Tom DeCaigny, the Director of Cultural Affairs for the Arts Commission, told the Huffington Post in an e-mail that his organization suffers from limited resources and a backlog of outstanding issues dating back to the 1950s, '60s, and '70s when the commission' staff was even smaller, not mismanagement. With regards to the current staffing arrangment, DeCaigny stated that the Commission has plans to add two employees to the collection's staff, one of whom will be tasked solely with working on a comprehensive inventory project to deal with the missing art. Beyond the hiring of the pseudo-art detective, the Commission has also established a fundraising initiative titled ArtCare to help secure private funds for their conservation projects in lieu of diminishing public dollars.

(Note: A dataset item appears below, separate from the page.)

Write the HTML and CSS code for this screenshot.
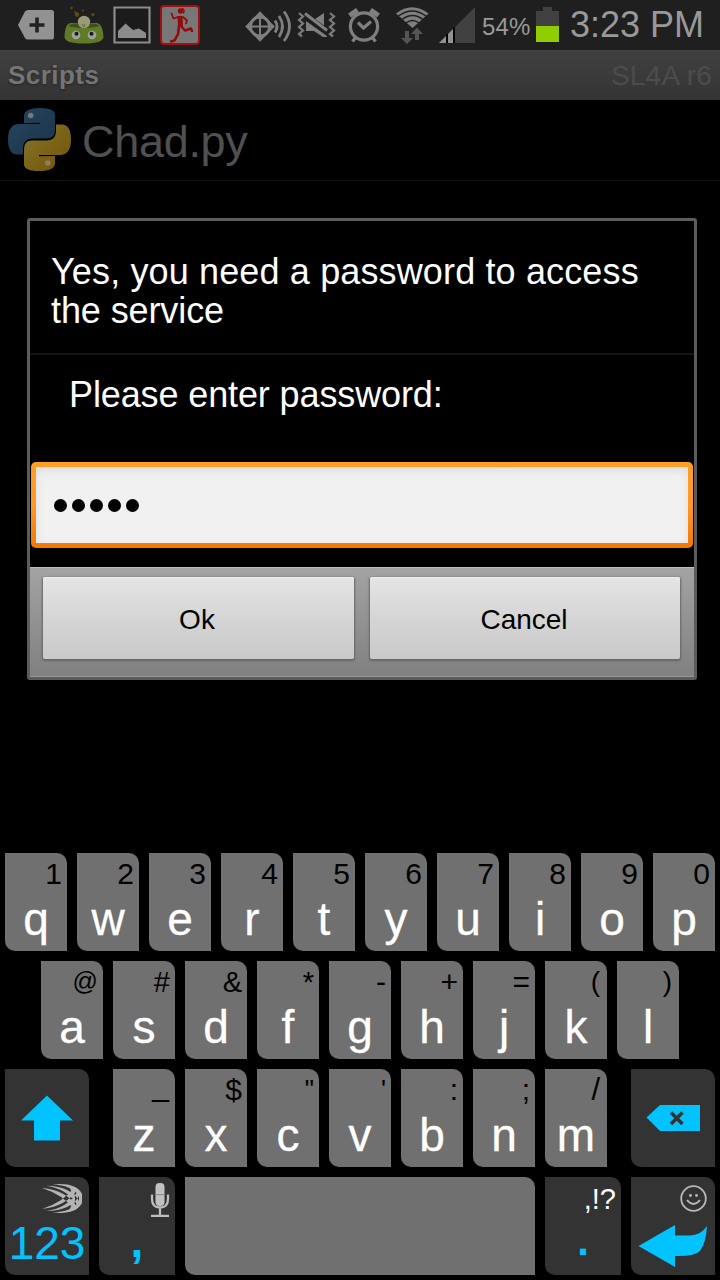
FILE: index.html
```html
<!DOCTYPE html>
<html lang="en">
<head>
<meta charset="utf-8">
<title>Scripts</title>
<link rel="stylesheet" href="styles.css">
</head>
<body>
<header class="status">
  <svg class="ic-notify" viewBox="0 0 210 50">
    <path d="M18 25 25 11.500Q26 10 28 10H51.500Q54 10 54 12.500V37Q54 39.500 51.500 39.500H28Q26 39.500 25 38Z" fill="#929292"/>
    <path d="M37 17.500V32.500M29.500 25H44.500" stroke="#222" stroke-width="3.600"/>
    <path d="M64.500 37Q65 23 71 23H97Q103 24 103.500 37Q103 43.500 84 43.500T64.500 37Z" fill="#617a28"/>
    <ellipse cx="84" cy="25.500" rx="15" ry="2.500" fill="#3d511b"/>
    <circle cx="84" cy="22" r="6.200" fill="#989b77"/>
    <path d="M82 24 84 27 85 24" fill="none" stroke="#65683d"/>
    <circle cx="76" cy="35" r="4.300" fill="#a0a0a0"/><circle cx="92" cy="35" r="4.300" fill="#a0a0a0"/>
    <circle cx="76.500" cy="33.800" r="2" fill="#161b12"/><circle cx="91.500" cy="33.800" r="2" fill="#161b12"/>
    <g fill="#604b16"><circle cx="77" cy="14.500" r="2.200"/><circle cx="71.500" cy="8" r="1.200"/><circle cx="83" cy="10.500" r="1"/><circle cx="93" cy="14.500" r="1.600"/><circle cx="75" cy="12" r="1"/></g>
    <path d="M114.500 7.500H149.500V42.500H114.500Z" fill="#1b1b1b" stroke="#8c8c8c" stroke-width="2.200"/>
    <path d="M118 38V31L125.500 23.500 133 30 139 28.500 146 33V38Z" fill="#8c8c8c"/>
    <rect x="161" y="6" width="38" height="38" rx="3" fill="#777" stroke="#a20f11" stroke-width="2"/>
    <g fill="none" stroke="#930b0b" stroke-linejoin="round" stroke-linecap="round">
      <path d="M180 16 180.500 27" stroke-width="5" stroke-linecap="butt"/>
      <path d="M178 17 173.500 18.500 171.500 13.500M183 17 187 20.500 186 23.500" stroke-width="1.800"/>
      <path d="M179 26 178 34 174.500 40.500 171 41.500" stroke-width="2.600"/>
      <path d="M181 26 185 30.500 191 28.500 192 31" stroke-width="2.400"/>
      <path d="M182.500 8.500Q185 10 183.500 13" stroke-width="1.300"/>
    </g>
    <circle cx="180.500" cy="11" r="2.700" fill="#930b0b"/>
  </svg>
  <svg class="ic-system" viewBox="240 0 236 50">
    <g fill="none" stroke="#7f7f7f">
      <path d="M260 13 273 26.500 260 40 247 26.500Z" stroke-width="2.500"/>
      <circle cx="260" cy="26.500" r="9.500" stroke-width="2.800"/>
      <path d="M260 13V40M246 26.500H274" stroke-width="2"/>
      <path d="M275 20.500Q279 26.500 275 32.500M279 16Q286 26.500 279 37M284 11.500Q295 26.500 284 41" stroke-width="2.800"/>
    </g>
    <path d="M315 19 324 13V25.500ZM306 21 327 36V37H323L314 31H306Z" fill="#7f7f7f"/>
    <path d="M305 13.500 327 30.500" stroke="#7f7f7f" stroke-width="3"/>
    <path d="M304 16.500 327 33.500" stroke="#1f1f1f" stroke-width="1.500"/>
    <path d="M299 13 303 16.500 299 20 303 23.500 299 27 303 30.500 299 34 302 36.500M330 13 334 16.500 330 20 334 23.500 330 27 334 30.500 330 34 333 36.500" fill="none" stroke="#7a7a7a" stroke-width="2.300"/>
    <g fill="none" stroke="#7f7f7f">
      <circle cx="364" cy="26.500" r="13.600" stroke-width="3.200"/>
      <path d="M358 22.500 363.500 28 371 21.500M356 37 352.500 41.500M372 37 375.500 41.500" stroke-width="3.200"/>
      <path d="M349.500 15.500 357.500 10M378.500 15.500 370.500 10" stroke-width="5"/>
    </g>
    <path d="M396 13.500Q412 1 428.500 13.500L412.500 28Z" fill="#7f7f7f"/>
    <path d="M398.500 16Q412 6 426 16M402 19.500Q412.500 11.500 423 19.500M406 23Q412.500 18 419 23" fill="none" stroke="#1f1f1f" stroke-width="1.400"/>
    <path d="M405 31H409V38H413L407 44 401 38H405ZM415 40V34H411L417 27.500 423 34H419V40Z" fill="#555"/>
    <path d="M439 43 475 7V43Z" fill="#414141"/>
    <path d="M439 43 446 36V43ZM448 43V34L453 29V43Z" fill="#929292"/>
    <path d="M447 34V43M454 27V43" stroke="#000" stroke-width="2"/>
  </svg>
  <span class="percent">54%</span>
  <svg class="ic-battery" viewBox="536 0 24 50"><path d="M536 11H543V7H552V11H559V26H536Z" fill="#414141"/><path d="M536 26H559V42H536Z" fill="#90ce00"/></svg>
  <span class="clock">3:23 PM</span>
</header>
<div class="titlebar"><span class="app">Scripts</span><span class="version">SL4A r6</span></div>
<div class="script">
  <svg class="python" viewBox="8 108 63 63">
    <defs>
      <linearGradient id="blue" x1="0" y1="0" x2="1" y2="1"><stop offset="0" stop-color="#28465f"/><stop offset="1" stop-color="#19334a"/></linearGradient>
      <linearGradient id="gold" x1="1" y1="1" x2="0" y2="0"><stop offset="0" stop-color="#837431"/><stop offset="1" stop-color="#735400"/></linearGradient>
    </defs>
    <path fill="url(#blue)" d="M24 123V116Q24 108 40 108T55 116V130Q55 138.500 47 138.500H32Q23 139 23 148V154.500H17Q8 154 8 139.500T18 124H40V122.700Z"/>
    <path fill="url(#gold)" transform="rotate(180 39.500 139.500)" d="M24 123V116Q24 108 40 108T55 116V130Q55 138.500 47 138.500H32Q23 139 23 148V154.500H17Q8 154 8 139.500T18 124H40V122.700Z"/>
    <circle cx="30.700" cy="115.500" r="2.800" fill="#777"/><circle cx="47.800" cy="163" r="2.800" fill="#8a805b"/>
  </svg>
  <span class="script-name">Chad.py</span>
</div>
<main class="dialog">
  <h1 class="heading"><span class="heading-first">Yes, you need a password to access</span><br><span class="heading-second">the service</span></h1>
  <p class="prompt"><span class="prompt-text">Please enter password:</span></p>
  <div class="field"><div class="field-inner"><i class="dot"></i><i class="dot"></i><i class="dot"></i><i class="dot"></i><i class="dot"></i></div></div>
  <div class="actions"><button class="btn ok">Ok</button><button class="btn cancel">Cancel</button></div>
</main>
<section class="keyboard">
  <div class="row">
    <div class="key"><span class="hint">1</span><span class="letter">q</span></div>
    <div class="key"><span class="hint">2</span><span class="letter">w</span></div>
    <div class="key"><span class="hint">3</span><span class="letter">e</span></div>
    <div class="key"><span class="hint">4</span><span class="letter">r</span></div>
    <div class="key"><span class="hint">5</span><span class="letter">t</span></div>
    <div class="key"><span class="hint">6</span><span class="letter">y</span></div>
    <div class="key"><span class="hint">7</span><span class="letter">u</span></div>
    <div class="key"><span class="hint">8</span><span class="letter">i</span></div>
    <div class="key"><span class="hint">9</span><span class="letter">o</span></div>
    <div class="key"><span class="hint">0</span><span class="letter">p</span></div>
  </div>
  <div class="row">
    <div class="key"><span class="hint at">@</span><span class="letter">a</span></div>
    <div class="key"><span class="hint small">#</span><span class="letter">s</span></div>
    <div class="key"><span class="hint small">&amp;</span><span class="letter">d</span></div>
    <div class="key"><span class="hint small">*</span><span class="letter">f</span></div>
    <div class="key"><span class="hint">-</span><span class="letter">g</span></div>
    <div class="key"><span class="hint">+</span><span class="letter">h</span></div>
    <div class="key"><span class="hint">=</span><span class="letter">j</span></div>
    <div class="key"><span class="hint paren">(</span><span class="letter">k</span></div>
    <div class="key"><span class="hint paren">)</span><span class="letter">l</span></div>
  </div>
  <div class="row">
    <div class="key dark wide shift"><svg class="face" viewBox="5 1069 84 98"><path d="M47 1095.500 73 1120.500H60V1140.500H34V1120.500H21Z" fill="#00c3ff"/></svg></div>
    <div class="key"><span class="hint underscore">_</span><span class="letter">z</span></div>
    <div class="key"><span class="hint">$</span><span class="letter">x</span></div>
    <div class="key"><span class="hint quote">"</span><span class="letter">c</span></div>
    <div class="key"><span class="hint quote">'</span><span class="letter">v</span></div>
    <div class="key"><span class="hint">:</span><span class="letter">b</span></div>
    <div class="key"><span class="hint">;</span><span class="letter">n</span></div>
    <div class="key"><span class="hint slash">/</span><span class="letter">m</span></div>
    <div class="key dark wide back"><svg class="face" viewBox="631 1069 84 98"><path d="M646.500 1117.500 660 1105H700V1131H660Z" fill="#00c3ff"/><path d="M671 1112.500 682.500 1124M682.500 1112.500 671 1124" stroke="#333" stroke-width="3.500"/></svg></div>
  </div>
  <div class="row">
    <div class="key dark wide numeric">
      <svg class="corner" viewBox="5 1177 84 40">
        <g fill="#b4b4b4">
          <path d="M42 1188Q67 1190 77.500 1208L74.500 1210Q64 1195 42 1188ZM42 1209Q67 1206 77.500 1189L74.500 1187Q64 1202 42 1209Z"/>
          <path d="M46 1185.800Q72 1186 80 1203L77.500 1205.500Q68 1189 46 1185.800ZM46 1211Q72 1211 80 1194L77.500 1191.500Q68 1208 46 1211Z"/>
          <path d="M52 1184.500Q76 1182 82 1194V1203Q76 1215 52 1212.500Q72 1212 79 1201V1196Q72 1185 52 1184.500Z"/>
        </g>
        <path d="M70 1186Q78 1198.500 70 1211" fill="none" stroke="#b4b4b4" stroke-width="2"/>
      </svg>
      <span class="numeric-label">123</span>
    </div>
    <div class="key dark medium comma">
      <svg class="corner" viewBox="99 1177 76 40">
        <rect x="155.500" y="1183" width="9" height="23" rx="4" fill="#c1c1c1"/>
        <path d="M152 1194.500V1199Q152 1207.500 160 1207.500T168 1199V1194.500M160 1208V1216M151 1216H169" stroke="#bcbcbc" stroke-width="2.300" fill="none"/>
        <path d="M155.500 1194.700H164.500" stroke="#888" stroke-width="1"/>
      </svg>
      <span class="mark">,</span>
    </div>
    <div class="key space"></div>
    <div class="key dark medium period"><span class="hint punct">,!?</span><span class="mark dot-mark">.</span></div>
    <div class="key dark wide enter"><svg class="face" viewBox="631 1177 84 98">
      <g fill="none" stroke="#b8b8b8" stroke-width="1.800"><circle cx="693.500" cy="1198.500" r="12.300"/><path d="M687 1200Q693.500 1208 700 1200"/></g>
      <circle cx="690.500" cy="1195.500" r="1.400" fill="#b8b8b8"/><circle cx="696.500" cy="1195.500" r="1.400" fill="#b8b8b8"/>
      <path d="M638.500 1246 675 1225V1235.500H690Q701 1235 707 1226Q706 1243 700 1251Q695 1256.500 675 1256V1267Z" fill="#00c3ff"/>
    </svg></div>
  </div>
</section>
</body>
</html>
```
FILE: styles.css
```css
* { box-sizing: border-box; }
body { margin: 0; width: 720px; height: 1280px; overflow: hidden; display: flex; flex-direction: column; background: #000; color: #fff; font-family: "Liberation Sans", Arial, sans-serif; }
svg { display: block; flex: none; }
.status { height: 50px; flex: none; display: flex; align-items: center; background: #1f1f1f; color: #999; white-space: nowrap; }
.ic-notify { width: 210px; height: 50px; margin-right: 30px; }
.ic-system { width: 236px; height: 50px; }
.percent { width: 60px; padding: 3px 0 0 6px; font-size: 24px; line-height: 30px; letter-spacing: .1px; }
.ic-battery { width: 24px; height: 50px; }
.clock { padding-left: 10px; font-size: 36px; line-height: 50px; }
.titlebar { height: 50px; flex: none; display: flex; justify-content: space-between; padding: 0 8px; line-height: 51px; font-size: 26px; background: linear-gradient(#404040, #3b3b3b 50%, #333); }
.app { font-weight: bold; color: #747474; letter-spacing: .45px; text-shadow: 0 1px 3px #222; }
.version { color: #4c4c4c; font-size: 28px; letter-spacing: .2px; }
.script { height: 81px; flex: none; display: flex; align-items: center; border-bottom: 1px solid #141414; padding-left: 8px; }
.python { width: 63px; height: 63px; margin-bottom: 2px; }
.script-name { margin-left: 11px; padding-top: 4px; font-size: 45px; line-height: 60px; letter-spacing: -.3px; color: #505050; }
.dialog { width: 670px; height: 462px; flex: none; margin: 37px 0 0 27px; border: 3px solid #5c5c5c; border-radius: 3px; display: flex; flex-direction: column; }
.heading { margin: 0; height: 134px; padding: 31px 21px 0; border-bottom: 2px solid #151515; font-size: 36px; line-height: 39px; font-weight: normal; white-space: nowrap; }
.heading-first { letter-spacing: .14px; }
.heading-second { letter-spacing: -.1px; }
.prompt { margin: 0; height: 107px; padding: 20px 39px; font-size: 36px; line-height: 40px; letter-spacing: -.12px; white-space: nowrap; }
.field { margin: 0 1px; height: 86px; padding: 5px; border-radius: 5px; background: linear-gradient(#ff9e28, #ff982a 50%, #f17803); }
.field-inner { height: 76px; display: flex; align-items: center; gap: 5px; padding: 0 18px; background: #f1f1f1; box-shadow: inset 0 4px 10px #dedede; }
.dot { width: 13px; height: 13px; border-radius: 50%; background: #000; }
.actions { height: 110px; margin-top: 19px; padding: 9px 14px 0 13px; display: flex; gap: 16px; align-items: flex-start; border-top: 1px solid #bbb; background: linear-gradient(#a3a3a3, #808080); box-shadow: inset 0 -1px #999; }
.btn { flex: 1; height: 82px; padding: 4px 0 0; border: 0; border-radius: 2px; font: 28px "Liberation Sans", Arial, sans-serif; color: #000; background: linear-gradient(#e5e5e5, #d5d5d5 50%, #c9c9c9); box-shadow: 0 1px 2px 1px #666, inset 0 1px #eee; }
.ok { padding-right: 3px; }
.cancel { padding-right: 2px; }
.keyboard { margin-top: 173px; padding: 0 5px; display: flex; flex-direction: column; gap: 10px; }
.row { display: flex; justify-content: center; gap: 10px; height: 98px; }
.key { width: 62px; height: 98px; flex: none; display: flex; flex-direction: column; border-radius: 0 10px 0 10px; background: #707070; }
.hint { height: 40px; padding-right: 5px; text-align: right; font-size: 30px; line-height: 41px; color: #000; }
.small { font-size: 29px; line-height: 42px; }
.at { font-size: 25px; line-height: 40px; }
.paren { font-size: 28px; padding-right: 7px; }
.quote { font-size: 26px; }
.underscore { line-height: 34px; padding-right: 6px; }
.slash { font-size: 31px; padding-right: 7px; }
.letter { height: 52px; text-align: center; font-size: 46px; line-height: 53px; -webkit-text-stroke: .3px #fff; }
.dark { background: #333; }
.wide { width: 84px; }
.medium { width: 76px; }
.space { width: 350px; }
.shift { margin-right: 14px; }
.back { margin-left: 14px; }
.face { width: 84px; height: 98px; }
.corner { width: 100%; height: 40px; }
.numeric-label { color: #00c3ff; font-size: 46px; line-height: 52px; text-align: center; }
.mark { color: #00c3ff; font-size: 46px; font-weight: bold; line-height: 48px; text-align: center; }
.dot-mark { font-size: 42px; }
.punct { color: #fff; font-size: 29px; line-height: 45px; }
```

The SF Civil Grand Jury doesn't seem convinced by the commission's commitment to the reforms though. “They keep saying they’ll do something, but the proof is in the pudding,” Mort Raphael, who led the grand jury committee investigation, told California Watch. “It’s a huge $90 million arrangement of art materials –- paintings, jewelry, handicrafts, sculpture. It’s a big deal. It’s the city’s property. And they have let it get out of control.”

Although San Francisco will continue to acquire works under the Art Enrichment Ordinance, the city has decided to temporarily stop accepting public donations outside of the program. In the past, the collections of city-supported museums like the de Young and San Francisco Museum of Modern Art (SFMOMA)have overshadowed the city's own art vault. And generous art collectors, like William S. Paley who is currently showcasing his collected art at the de Young, have brought them more public attention.

See a slideshow of Edvard Munch's "The Modern Eye" at the Tate Modern in London, which is (safely) on view until October 14, 2012.

Correction: An earlier version of this article stated that $90 million worth of art was missing from the collection. However, the San Francisco Arts Commission has alerted us that only portions of the collection, valued at $90 million, are missing.